With the war over, Granville took a number of odd jobs, including as a waitress, a telephone operator, and a cabin steward on cruise liners. Sadly, her remarkable life was cut short in June 1952, when she was stabbed to death in Earls Court by a former colleague who’d reportedly become obsessed with her. Granville is buried in St Mary’s Roman Catholic Cemetery in Kensal Green, and you can visit her grave today, where she is buried with the ashes of SOE colleague and former lover Andrzej Kowerski (known also by his SOE name Andrew Kennedy).

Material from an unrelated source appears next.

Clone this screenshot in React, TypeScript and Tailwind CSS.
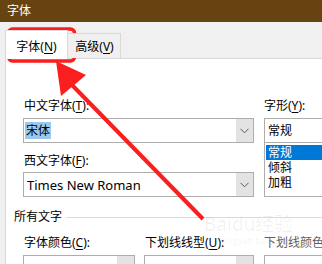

As in the case of Noor Inayat Khan, the blue plaque isn’t the first memorial to Granville in London – some of her personal effects are on display at the Polish Institute in Kensington, and a bronze bust of her also resides at the Polish Hearth Club. The blue plaque owes a lot to the efforts of her biographer Clare Mulley (see her book The Spy Who Loved for more on Granville’s incredible life), who has campaigned for six years to bring this incredible woman the honour she deserves. However, long before any of these accolades, she was immortalised in literary form, having been the reported inspiration for the character of Vesper Lynd in Ian Fleming’s first Bond novel, Casino Royale; a part which was then played onscreen in the 2007 film by Eva Green.
You’ll find the blue plaque at 1 Lexham Gardens hotel in Kensington, which, in a previous life as the Shelbourne Hotel, was Granville’s London base after the war. Pop along today and pay tribute to one of WW2’s most incredible figures.